Knowing When to Quit



Of all strategies, knowing when to quit may be the best – Chinese Proverb

I started this post more than a year ago. It was not too long after I had written a Thanksgiving post in which I discussed the Power of Intention and how having an “attitude of gratitude” is necessary to nudge the universe in the direction of making your desires come true. The whole concept of giving thanks has a real purpose toward achieving success.

But at that time, I was also thinking about another important factor in success: recognizing when to quit, knowing when something simply is not going to work out the way you want, no matter how much effort, focus – or gratitude – you put into it. You have to be able to see when something is not working for you, when continuing along your current path is a waste of time, and when you need to turn around and move in a new direction. And when you realize it, you have to have the courage and will to take action.

I guess I was thinking about it back then because of a “relationship” that was feeling very empty and I knew wasn’t working. I had felt that it wasn’t working for a long time, and it had become especially clear early that summer, long before Thanksgiving. But I kept trying and thinking that a little more time would fix everything. And even though I knew in my gut that it wasn’t working, I kept hanging in there and hoping things would change. They didn’t. I hung on for far too long, allowed myself to be taken for granted and used far too much, and early this past summer I finally walked away – a year later than I should have.

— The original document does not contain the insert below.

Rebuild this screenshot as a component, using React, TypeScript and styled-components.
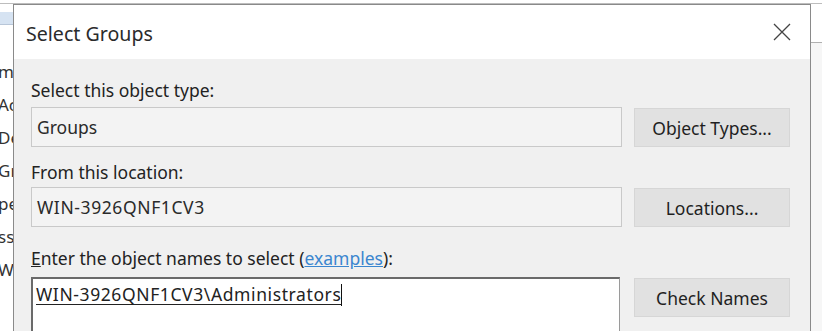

But the point is that I did not quit when I should have, when I knew I was just pursuing the wrong thing. It was my mistake.

Winners Never Quit?


In our popular culture, the notion of never giving up is touted all the time. Social networks are filled with charming little memes telling us all to keep going, no matter what – to never quit. How many times have you seen the saying, “Winners never quit, and quitters never win”?  Enough to make it nauseating, I suppose. It’s a good sentiment, but after so much Internet overexposure, it’s become just another empty platitude.


But there is another saying that “Winners quit all the time; they just quit the right stuff at the right time.” By contrast then, losers stay with the wrong thing for far too long.  And it’s a fact that many people fail to reach their goals or realize success because they stay with the wrong thing for too long.

We see this all the time in work and careers, athletics, music, art, writing, scientific research, academic pursuits and – especially – in relationships. People keep trying for something, even after it’s become clear that it just isn’t going to work out.

I think I’ve been particularly guilty of this in my life, especially in relationships. Even worse than the situation I mentioned at the beginning of this post, earlier in my life I stayed with another “relationship” for a very, very long time. In the long run, all it did was give me false hope and keep me from finding real happiness with someone else.

I don’t blame the person involved; I blame only myself. I got out of it completely at one point, only to jump back in some years later, and I let it keep me hanging on for years. I should have known better and never looked back after I walked away the first time. It was my mistake. But, as they say, hindsight is 20/20.

On the other hand, I’ve had no problem quitting and moving on from jobs that I felt were not working out. I invested more than the usual single enlistment in a navy career before realizing that it wasn’t what I really wanted to do, but I did act on my feelings and got out to pursue another career.

Many people thought it was a bad move because if I had stayed for 20 years, I could have retired at 39 with a lifetime pension and then moved on to something else. That was a valid consideration, but my spirit could not wait; I never wanted a “career” in the navy, and I didn’t want to stay simply for the promise of future security.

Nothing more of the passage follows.